The following is an excerpt from The College of Education Online News from the University of Georgia:
“E. Paul Torrance dedicated his life’s energies toward enhancing the recognition, acceptance, and development of the creative personality in both education and the workplace. Aside from his indefatigable effort being missed with his passing, the void of his personal warmth, authenticity, and devotion to humanity – particularly toward children and youth – makes the world a far more barren place. Already I miss his presence, and I know that the thousands whose lives he touched directly and indirectly must feel the same sense of emptiness,” said Richard Olenchak, professor, psychologist, director of the University of Houston’s Urban Talent Research Institute, and president-elect of the National Association for Gifted Children.
In addition to developing the most widely used tests of creativity, Torrance also created the Future Problem Solving Program, and developed the Incubation Model of Teaching. He authored dozens of books and more than 2,000 published articles on creativity during the course of his career, making him one of the most published faculty members in UGA’s history.
He remained prolific after his retirement, writing several new books on creativity. Some of his best known books are Guiding Creative Talent, Rewarding Creative Behavior, The Search for Satori and Creativity, The Incubation Model of Teaching, Mentor Relationships and Why Fly? His most recent books are such co-authored works as Gifted and Talented Children in the Regular Classroom, Multicultural Mentoring of the Gifted and Talented, Making the Creative Leap Beyond, and Spiritual Intelligence: Developing Higher Consciousness.
Torrance’s 2001 book, Manifesto: A Guide to Developing a Creative Career, includes the results of his 40-year longitudinal study of creativity – the only one of its kind.
A film, Manifesto for Children, documenting Torrance’s life and work was broadcast on Georgia Public TV in the fall of 2000. The documentary focused on the longitudinal study which followed 215 young adults who attended two elementary schools in Minnesota from 1958 to 1964.
The students were given creativity tests each year and were followed up with a questionnaire in 1980. On the basis of their responses, the Manifesto was developed to describe their ongoing struggle to maintain their creativity and use their strengths to create their careers and provide guidance to children.
In 1998, the participants were followed up to get a picture of their creative achievements and to validate the Manifesto. Some of the 101 respondents had attained eminence, while others had attained only mediocre careers.
“I suppose creativity is a part of intellect, but there are many abilities involved in intellect,” said Torrance in a March 2001 Georgia Magazine story. “For the full development of creativity in children and adults, I am convinced they have a better chance in life if their best abilities are identified and encouraged.
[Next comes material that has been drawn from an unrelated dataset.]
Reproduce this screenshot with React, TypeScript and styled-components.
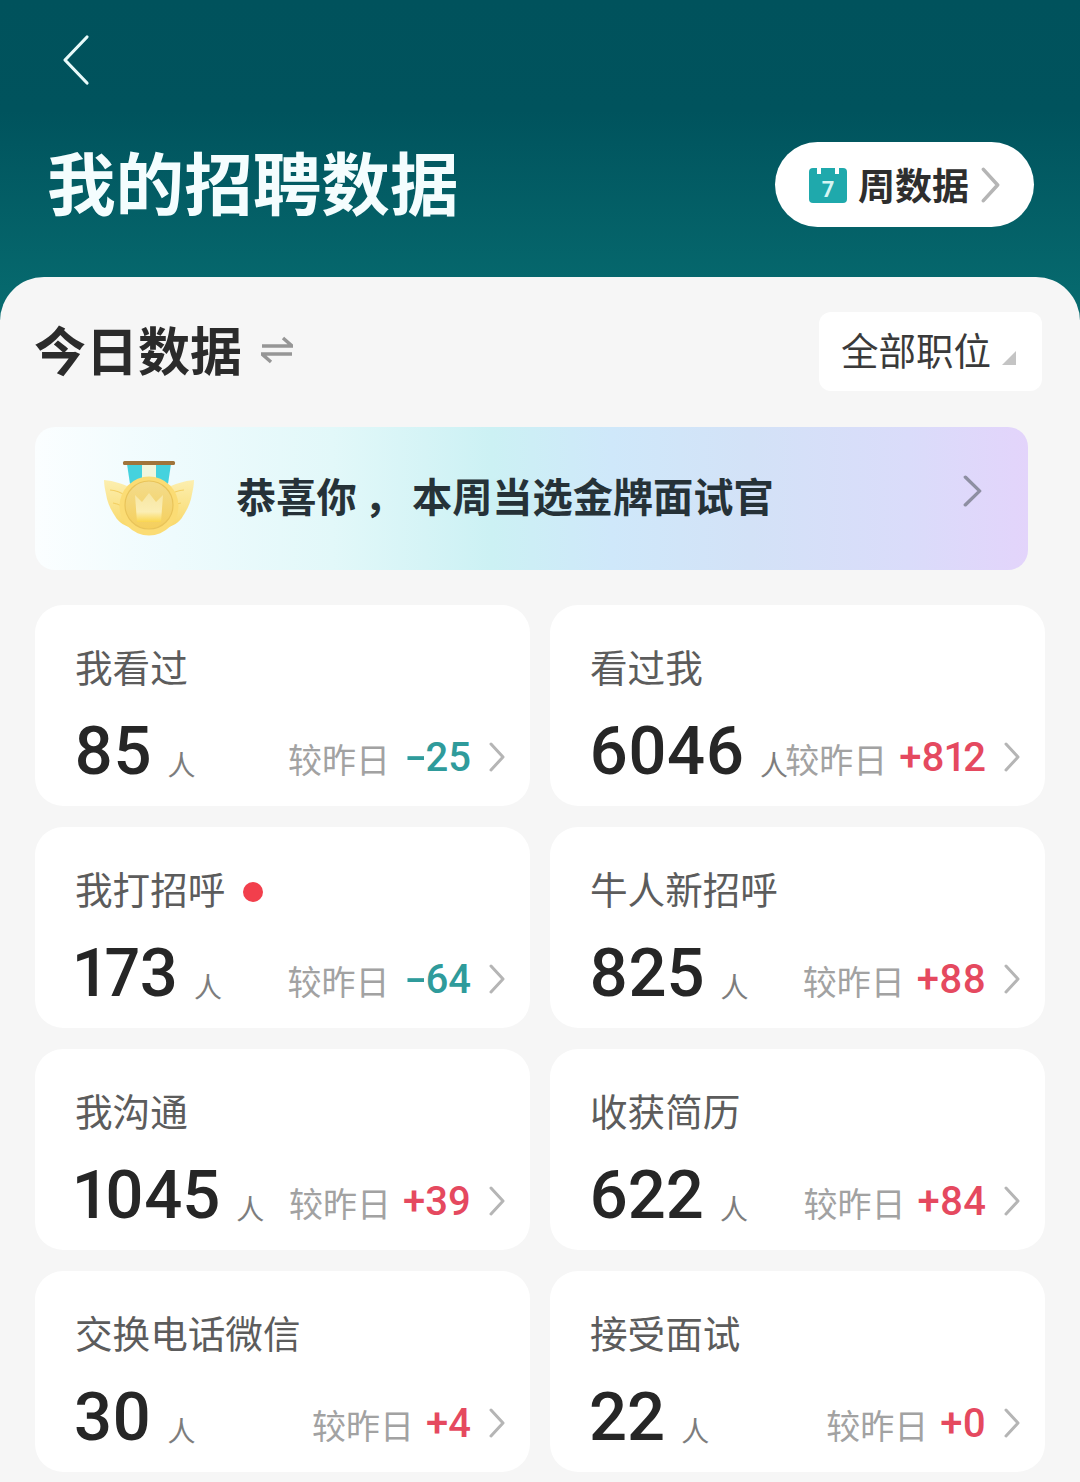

“Originally, people thought a test could not be created. One issue was creating a test anyone could respond to – regardless of previous experiences. We did that and now the test has been translated into over 50 languages.”
Heightened awareness of the importance of creativity led to the development of gifted programs all over the world. In Georgia, a student’s success on the Torrance Tests is key to admission into gifted programs – which exist because every school system is charged with targeting students’ learning levels.